Tracking unused encoding table slots
It’s quite easy to track which slots in the encoding table were actually used in the process. With the small addition to the EncodingTable
struct, I collected the data on the wasted space:
Max Ledger Size | Used Entries | Compression Ratio |
---|---|---|
CaptureAll | 251/256 | 25.36% |
256 | 21/23 | 6.89% |
512 | 85/86 | 13.20% |
1 024 | 228/228 | 20.26% |
2 048 | 256/256 | 26.07% |
4 096 | 254/256 | 27.16% |
8 192 | 255/256 | 27.28% |
16 384 | 253/256 | 26.87% |
32 768 | 251/256 | 26.20% |
65 536 | 250/256 | 26.02% |
Indeed, we can see that there are some unused slots in the encoding table. The number of unused slots isn’t too big, but still I believe it can have impact on the overall compression ratio, given that we only have 256 available slots in the table. The number of unused slots correlates well with the drop in the compression ratio.
Experimenting with a different way to select substrings
Initially, my idea was to pick substrings for the final encoding table by their “compression gain”. The compression gain takes into account both substring size and its frequency in the string:
compression_gain = (original_size - encoded_size) * count
It looked like a reasonable approach to do, but maybe it’s not the best strategy. Both original articles suggest that we select substrings solely based on their occurrence frequency. I’m curious to see how switching to the frequency-based approach would perform, especially when combined with the limiting the dictionary size. My intuitive understanding is that this approach will select shorter substrings with higher frequencies, and that may mitigate the wasted space problem, since short strings are more likely to be used throughout the the text.

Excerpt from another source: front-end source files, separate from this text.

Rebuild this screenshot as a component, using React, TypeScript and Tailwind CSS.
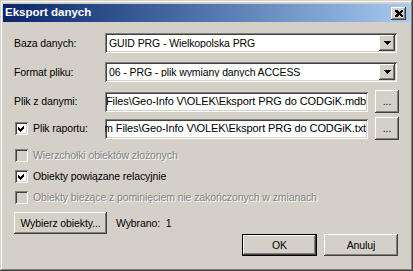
import type { ReactNode } from 'react';

const raised =
  'bg-[#d4d0c8] shadow-[inset_-1px_-1px_#404040,inset_1px_1px_#ffffff,inset_-2px_-2px_#808080,inset_2px_2px_#d4d0c8]';
const sunken =
  'shadow-[inset_1px_1px_#808080,inset_-1px_-1px_#ffffff,inset_2px_2px_#404040,inset_-2px_-2px_#d4d0c8]';
const disabledText = 'text-[#808080] [text-shadow:1px_1px_0_#ffffff]';

function Combo({ value }: { value: string }) {
  return (
    <div className={`w-[292px] h-[20px] bg-white ${sunken} flex items-center p-[2px]`}>
      <span className="flex-1 pl-[2px] whitespace-nowrap overflow-hidden">{value}</span>
      <span className={`w-[16px] h-[16px] ${raised} flex items-center justify-center`}>
        <svg width="7" height="4" viewBox="0 0 7 4" shapeRendering="crispEdges">
          <path d="M0 0h7v1h-1v1h-1v1h-1v1h-1v-1h-1v-1h-1v-1h-1z" fill="#000" />
        </svg>
      </span>
    </div>
  );
}

function PathField({ value }: { value: string }) {
  return (
    <div className={`w-[263px] h-[20px] bg-white ${sunken} flex items-center justify-end px-[2px] overflow-hidden`}>
      <span className="whitespace-nowrap shrink-0 text-[11px]">{value}</span>
    </div>
  );
}

function Button({ children, className }: { children: ReactNode; className: string }) {
  return <div className={`${raised} flex items-center justify-center ${className}`}>{children}</div>;
}

function Check({ checked, disabled }: { checked?: boolean; disabled?: boolean }) {
  return (
    <span className={`w-[13px] h-[13px] shrink-0 flex ${disabled ? 'bg-[#d4d0c8]' : 'bg-white'} ${sunken}`}>
      {checked && (
        <svg width="13" height="13" viewBox="0 0 13 13" shapeRendering="crispEdges">
          <path d="M3 5L5 7L9 3L9 6L5 10L3 8Z" fill={disabled ? '#808080' : '#000'} />
        </svg>
      )}
    </span>
  );
}

function CheckRow({ label, checked, disabled }: { label: string; checked?: boolean; disabled?: boolean }) {
  return (
    <div className="h-[21px] flex items-center pl-[12px] gap-[5px]">
      <Check checked={checked} disabled={disabled} />
      <span className={disabled ? disabledText : ''}>{label}</span>
    </div>
  );
}

export default function App() {
  return (
    <div
      className="w-[413px] h-[271px] bg-[#d4d0c8] p-[3px] flex flex-col text-[10.5px] tracking-[-0.1px] leading-none text-black font-['Liberation_Sans',Arial,sans-serif] shadow-[inset_-1px_-1px_#404040,inset_1px_1px_#d4d0c8,inset_-2px_-2px_#808080,inset_2px_2px_#ffffff]"
    >
      {/* Title bar */}
      <div className="mt-[1px] h-[18px] bg-linear-to-r from-[#0a246a] to-[#a6caf0] flex items-center pl-[2px] pr-[4px]">
        <span className="flex-1 text-white font-bold text-[11.5px] tracking-normal">Eksport danych</span>
        <span className={`w-[15px] h-[13px] ${raised} flex items-center justify-center`}>
          <svg width="8" height="7" viewBox="0 0 8 7" shapeRendering="crispEdges">
            <path d="M0 0h2l2 2 2-2h2v1l-2 2.5 2 2.5v1h-2l-2-2-2 2h-2v-1l2-2.5-2-2.5z" fill="#000" />
          </svg>
        </span>
      </div>

      {/* Form */}
      <div className="mt-[11px] h-[20px] flex items-center">
        <span className="w-[102px] pl-[11px]">Baza danych:</span>
        <Combo value="GUID PRG - Wielkopolska PRG" />
      </div>
      <div className="mt-[9px] h-[20px] flex items-center">
        <span className="w-[102px] pl-[11px]">Format pliku:</span>
        <Combo value="06 - PRG - plik wymiany danych ACCESS" />
      </div>
      <div className="mt-[8px] h-[23px] flex items-center">
        <span className="w-[102px] pl-[11px]">Plik z danymi:</span>
        <PathField value="Files\Geo-Info V\OLEK\Eksport PRG do CODGiK.mdb" />
        <Button className="ml-[7px] w-[24px] h-[23px]">...</Button>
      </div>
      <div className="mt-[4px] h-[23px] flex items-center">
        <span className="w-[102px] pl-[12px] flex items-center gap-[5px]">
          <Check checked />
          <span>Plik raportu:</span>
        </span>
        <PathField value="m Files\Geo-Info V\OLEK\Eksport PRG do CODGiK.txt" />
        <Button className="ml-[7px] w-[24px] h-[23px]">...</Button>
      </div>

      <div className="mt-[5px] flex flex-col">
        <CheckRow label="Wierzchołki obiektów złożonych" disabled />
        <CheckRow label="Obiekty powiązane relacyjnie" checked />
        <CheckRow label="Obiekty bieżące z pominięciem nie zakończonych w zmianach" disabled />
      </div>

      <div className="mt-[4px] h-[22px] flex items-center pl-[11px]">
        <Button className="w-[93px] h-[22px]">Wybierz obiekty...</Button>
        <span className="ml-[9px]">Wybrano:&nbsp;&nbsp;1</span>
      </div>

      <div className="h-[22px] flex justify-end gap-[7px] pr-[12px]">
        <div className="w-[75px] h-[22px] border border-black flex">
          <Button className="flex-1">OK</Button>
        </div>
        <Button className="w-[74px] h-[22px]">Anuluj</Button>
      </div>
    </div>
  );
}
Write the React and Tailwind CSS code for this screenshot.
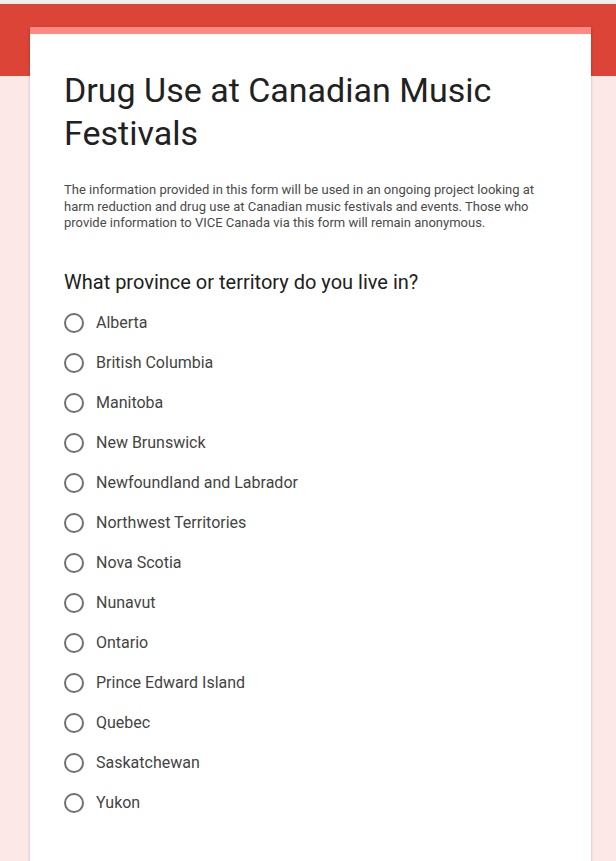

I still would like to keep both approaches in the code, though, because I’d like to have the opportunity to experiment with both strategies in the future. To achieve that, I’m going to extract the substring selection code from SubstringLedger
struct, and put it into a separate entity called SubstringSelector
. Separating the code makes it easier to work with, and it also looks cleaner in the codebase:
SubstringLedger
is now only responsible for managing the substrings during the learning phase;SubstringSelector
is responsible for selecting the appropriate subset of substrings for the final encoding table. It also gives us a choice how to select the substrings: either by their compression gain, or by their frequency.
The results
Having implemented the necessary changes, I ran my experiments again, only using the frequency-based approach. The results are presented in the table below:
Max Ledger Size | Used Entries | Compression Ratio |
---|---|---|
CaptureAll | 256/256 | 26.46% |
256 | 21/23 | 6.89% |
512 | 85/86 | 13.20% |
1 024 | 228/228 | 20.26% |
2 048 | 256/256 | 25.87% |
4 096 | 254/256 | 27.36% |
8 192 | 256/256 | 27.07% |
16 384 | 255/256 | 27.62% |
32 768 | 256/256 | 27.46% |
65 536 | 256/256 | 27.51% |
There’s definitely some improvement here. It’s not super dramatic, and I believe that for a variety of texts the difference between these two approaches will be negligible.
It is remarkable, though, that the baseline result for CaptureAll
strategy shows worse results than the approach with the limited ledger size. However, I find it hard to reason about why that’s so. My best guess is that the approach with the limited ledger size is picking up shorter, but more frequent substrings, eventually leading to a slightly better compression ratio.
The main takeaway from those experiments is that it makes no sense to keep all found substrings in memory. After a certain threshold, it doesn’t benefit the compression ratio anymore, so the approach to limit the size of the ledger is the one to go.
Next steps
My current progress is available on GitHub under the tag 0.0.7.
It looks to me that the size of the encoding table is a quite important parameter, as soon as eliminating wasted slots has led to improvements in the compression ratio. So the next step in the project will be expanding the encoding table, to fully utilize the benefits of the 2-byte encoding.